## [What you will do]
Type out the records that follow, exactly as given.

## [Data supplied]
+-------+

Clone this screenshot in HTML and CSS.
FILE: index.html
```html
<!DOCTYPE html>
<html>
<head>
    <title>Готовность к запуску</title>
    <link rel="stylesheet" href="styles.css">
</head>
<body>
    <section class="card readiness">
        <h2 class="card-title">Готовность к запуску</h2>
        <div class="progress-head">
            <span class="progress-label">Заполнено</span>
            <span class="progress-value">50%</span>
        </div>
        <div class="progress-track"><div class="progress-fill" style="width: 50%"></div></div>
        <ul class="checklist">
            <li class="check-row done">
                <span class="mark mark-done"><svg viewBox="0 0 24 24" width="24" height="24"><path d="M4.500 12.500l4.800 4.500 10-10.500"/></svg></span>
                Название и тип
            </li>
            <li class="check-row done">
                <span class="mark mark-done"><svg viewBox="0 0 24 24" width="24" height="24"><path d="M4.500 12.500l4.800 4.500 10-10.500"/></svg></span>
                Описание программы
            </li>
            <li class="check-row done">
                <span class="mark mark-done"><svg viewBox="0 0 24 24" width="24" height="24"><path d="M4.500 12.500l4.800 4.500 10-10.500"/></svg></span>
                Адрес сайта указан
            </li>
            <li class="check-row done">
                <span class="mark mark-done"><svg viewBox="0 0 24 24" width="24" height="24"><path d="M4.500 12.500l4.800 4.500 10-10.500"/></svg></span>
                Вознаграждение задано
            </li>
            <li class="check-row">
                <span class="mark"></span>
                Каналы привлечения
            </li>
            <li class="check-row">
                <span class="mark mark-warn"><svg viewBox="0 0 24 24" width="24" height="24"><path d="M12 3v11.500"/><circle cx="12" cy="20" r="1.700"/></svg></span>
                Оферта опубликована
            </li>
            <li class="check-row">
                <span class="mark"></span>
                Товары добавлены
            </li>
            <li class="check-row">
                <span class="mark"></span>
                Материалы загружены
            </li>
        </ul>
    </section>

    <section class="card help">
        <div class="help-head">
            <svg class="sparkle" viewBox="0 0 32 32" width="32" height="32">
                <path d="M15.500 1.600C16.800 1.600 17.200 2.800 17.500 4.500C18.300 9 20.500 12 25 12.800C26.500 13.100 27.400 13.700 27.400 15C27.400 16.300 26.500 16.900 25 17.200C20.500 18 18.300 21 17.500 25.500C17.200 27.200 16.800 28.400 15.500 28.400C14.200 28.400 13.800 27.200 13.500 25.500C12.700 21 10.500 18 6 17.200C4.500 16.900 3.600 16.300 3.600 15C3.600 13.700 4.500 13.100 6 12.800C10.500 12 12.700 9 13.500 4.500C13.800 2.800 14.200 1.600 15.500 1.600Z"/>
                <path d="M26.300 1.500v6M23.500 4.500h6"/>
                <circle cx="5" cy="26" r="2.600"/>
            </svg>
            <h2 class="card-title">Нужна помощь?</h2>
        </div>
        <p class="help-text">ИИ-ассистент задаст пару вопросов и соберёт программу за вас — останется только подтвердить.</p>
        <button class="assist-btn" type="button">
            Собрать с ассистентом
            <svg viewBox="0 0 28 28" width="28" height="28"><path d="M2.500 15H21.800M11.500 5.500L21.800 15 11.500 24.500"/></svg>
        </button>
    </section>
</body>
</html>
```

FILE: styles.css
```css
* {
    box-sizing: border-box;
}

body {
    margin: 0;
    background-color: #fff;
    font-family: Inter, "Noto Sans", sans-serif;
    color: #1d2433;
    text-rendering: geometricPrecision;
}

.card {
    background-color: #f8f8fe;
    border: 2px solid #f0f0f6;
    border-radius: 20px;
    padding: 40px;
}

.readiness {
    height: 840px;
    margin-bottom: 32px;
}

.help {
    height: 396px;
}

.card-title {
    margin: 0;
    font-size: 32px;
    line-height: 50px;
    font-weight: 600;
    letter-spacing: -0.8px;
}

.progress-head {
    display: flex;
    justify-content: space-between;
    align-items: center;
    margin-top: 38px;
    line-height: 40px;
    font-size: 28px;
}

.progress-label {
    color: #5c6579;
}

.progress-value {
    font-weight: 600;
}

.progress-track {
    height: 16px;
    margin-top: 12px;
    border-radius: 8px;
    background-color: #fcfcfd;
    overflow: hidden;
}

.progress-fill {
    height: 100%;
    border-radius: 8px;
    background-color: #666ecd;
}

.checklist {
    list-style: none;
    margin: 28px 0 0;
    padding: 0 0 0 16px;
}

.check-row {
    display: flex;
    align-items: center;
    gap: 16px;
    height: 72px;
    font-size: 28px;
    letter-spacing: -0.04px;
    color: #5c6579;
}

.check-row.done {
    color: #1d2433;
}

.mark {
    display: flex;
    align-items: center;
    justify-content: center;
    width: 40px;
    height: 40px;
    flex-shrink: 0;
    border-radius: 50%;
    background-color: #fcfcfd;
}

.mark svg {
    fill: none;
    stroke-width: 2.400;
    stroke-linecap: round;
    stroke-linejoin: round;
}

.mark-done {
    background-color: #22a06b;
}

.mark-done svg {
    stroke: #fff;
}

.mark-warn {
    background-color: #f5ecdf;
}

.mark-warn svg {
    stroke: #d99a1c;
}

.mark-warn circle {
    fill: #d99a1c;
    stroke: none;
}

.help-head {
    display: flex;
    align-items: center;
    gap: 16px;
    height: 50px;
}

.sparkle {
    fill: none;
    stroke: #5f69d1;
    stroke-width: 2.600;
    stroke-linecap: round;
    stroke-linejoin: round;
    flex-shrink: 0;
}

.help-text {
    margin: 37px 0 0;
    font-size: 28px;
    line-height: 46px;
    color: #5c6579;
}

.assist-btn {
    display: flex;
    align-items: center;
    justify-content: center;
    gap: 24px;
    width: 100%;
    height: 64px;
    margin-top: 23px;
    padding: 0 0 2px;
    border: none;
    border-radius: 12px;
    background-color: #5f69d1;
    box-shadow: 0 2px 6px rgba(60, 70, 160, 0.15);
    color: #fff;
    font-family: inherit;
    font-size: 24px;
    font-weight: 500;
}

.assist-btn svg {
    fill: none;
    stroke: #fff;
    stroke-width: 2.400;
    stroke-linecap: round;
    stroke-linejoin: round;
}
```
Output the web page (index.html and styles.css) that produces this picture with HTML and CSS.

+-------+

## [Solution below]
Clone this screenshot in HTML and CSS.
FILE: index.html
```html
<!DOCTYPE html>
<html>
<head>
    <title>Готовность к запуску</title>
    <link rel="stylesheet" href="styles.css">
</head>
<body>
    <section class="card readiness">
        <h2 class="card-title">Готовность к запуску</h2>
        <div class="progress-head">
            <span class="progress-label">Заполнено</span>
            <span class="progress-value">50%</span>
        </div>
        <div class="progress-track"><div class="progress-fill" style="width: 50%"></div></div>
        <ul class="checklist">
            <li class="check-row done">
                <span class="mark mark-done"><svg viewBox="0 0 24 24" width="24" height="24"><path d="M4.500 12.500l4.800 4.500 10-10.500"/></svg></span>
                Название и тип
            </li>
            <li class="check-row done">
                <span class="mark mark-done"><svg viewBox="0 0 24 24" width="24" height="24"><path d="M4.500 12.500l4.800 4.500 10-10.500"/></svg></span>
                Описание программы
            </li>
            <li class="check-row done">
                <span class="mark mark-done"><svg viewBox="0 0 24 24" width="24" height="24"><path d="M4.500 12.500l4.800 4.500 10-10.500"/></svg></span>
                Адрес сайта указан
            </li>
            <li class="check-row done">
                <span class="mark mark-done"><svg viewBox="0 0 24 24" width="24" height="24"><path d="M4.500 12.500l4.800 4.500 10-10.500"/></svg></span>
                Вознаграждение задано
            </li>
            <li class="check-row">
                <span class="mark"></span>
                Каналы привлечения
            </li>
            <li class="check-row">
                <span class="mark mark-warn"><svg viewBox="0 0 24 24" width="24" height="24"><path d="M12 3v11.500"/><circle cx="12" cy="20" r="1.700"/></svg></span>
                Оферта опубликована
            </li>
            <li class="check-row">
                <span class="mark"></span>
                Товары добавлены
            </li>
            <li class="check-row">
                <span class="mark"></span>
                Материалы загружены
            </li>
        </ul>
    </section>

    <section class="card help">
        <div class="help-head">
            <svg class="sparkle" viewBox="0 0 32 32" width="32" height="32">
                <path d="M15.500 1.600C16.800 1.600 17.200 2.800 17.500 4.500C18.300 9 20.500 12 25 12.800C26.500 13.100 27.400 13.700 27.400 15C27.400 16.300 26.500 16.900 25 17.200C20.500 18 18.300 21 17.500 25.500C17.200 27.200 16.800 28.400 15.500 28.400C14.200 28.400 13.800 27.200 13.500 25.500C12.700 21 10.500 18 6 17.200C4.500 16.900 3.600 16.300 3.600 15C3.600 13.700 4.500 13.100 6 12.800C10.500 12 12.700 9 13.500 4.500C13.800 2.800 14.200 1.600 15.500 1.600Z"/>
                <path d="M26.300 1.500v6M23.500 4.500h6"/>
                <circle cx="5" cy="26" r="2.600"/>
            </svg>
            <h2 class="card-title">Нужна помощь?</h2>
        </div>
        <p class="help-text">ИИ-ассистент задаст пару вопросов и соберёт программу за вас — останется только подтвердить.</p>
        <button class="assist-btn" type="button">
            Собрать с ассистентом
            <svg viewBox="0 0 28 28" width="28" height="28"><path d="M2.500 15H21.800M11.500 5.500L21.800 15 11.500 24.500"/></svg>
        </button>
    </section>
</body>
</html>
```

FILE: styles.css
```css
* {
    box-sizing: border-box;
}

body {
    margin: 0;
    background-color: #fff;
    font-family: Inter, "Noto Sans", sans-serif;
    color: #1d2433;
    text-rendering: geometricPrecision;
}

.card {
    background-color: #f8f8fe;
    border: 2px solid #f0f0f6;
    border-radius: 20px;
    padding: 40px;
}

.readiness {
    height: 840px;
    margin-bottom: 32px;
}

.help {
    height: 396px;
}

.card-title {
    margin: 0;
    font-size: 32px;
    line-height: 50px;
    font-weight: 600;
    letter-spacing: -0.8px;
}

.progress-head {
    display: flex;
    justify-content: space-between;
    align-items: center;
    margin-top: 38px;
    line-height: 40px;
    font-size: 28px;
}

.progress-label {
    color: #5c6579;
}

.progress-value {
    font-weight: 600;
}

.progress-track {
    height: 16px;
    margin-top: 12px;
    border-radius: 8px;
    background-color: #fcfcfd;
    overflow: hidden;
}

.progress-fill {
    height: 100%;
    border-radius: 8px;
    background-color: #666ecd;
}

.checklist {
    list-style: none;
    margin: 28px 0 0;
    padding: 0 0 0 16px;
}

.check-row {
    display: flex;
    align-items: center;
    gap: 16px;
    height: 72px;
    font-size: 28px;
    letter-spacing: -0.04px;
    color: #5c6579;
}

.check-row.done {
    color: #1d2433;
}

.mark {
    display: flex;
    align-items: center;
    justify-content: center;
    width: 40px;
    height: 40px;
    flex-shrink: 0;
    border-radius: 50%;
    background-color: #fcfcfd;
}

.mark svg {
    fill: none;
    stroke-width: 2.400;
    stroke-linecap: round;
    stroke-linejoin: round;
}

.mark-done {
    background-color: #22a06b;
}

.mark-done svg {
    stroke: #fff;
}

.mark-warn {
    background-color: #f5ecdf;
}

.mark-warn svg {
    stroke: #d99a1c;
}

.mark-warn circle {
    fill: #d99a1c;
    stroke: none;
}

.help-head {
    display: flex;
    align-items: center;
    gap: 16px;
    height: 50px;
}

.sparkle {
    fill: none;
    stroke: #5f69d1;
    stroke-width: 2.600;
    stroke-linecap: round;
    stroke-linejoin: round;
    flex-shrink: 0;
}

.help-text {
    margin: 37px 0 0;
    font-size: 28px;
    line-height: 46px;
    color: #5c6579;
}

.assist-btn {
    display: flex;
    align-items: center;
    justify-content: center;
    gap: 24px;
    width: 100%;
    height: 64px;
    margin-top: 23px;
    padding: 0 0 2px;
    border: none;
    border-radius: 12px;
    background-color: #5f69d1;
    box-shadow: 0 2px 6px rgba(60, 70, 160, 0.15);
    color: #fff;
    font-family: inherit;
    font-size: 24px;
    font-weight: 500;
}

.assist-btn svg {
    fill: none;
    stroke: #fff;
    stroke-width: 2.400;
    stroke-linecap: round;
    stroke-linejoin: round;
}
```
Output the web page (index.html and styles.css) that produces this picture with HTML and CSS.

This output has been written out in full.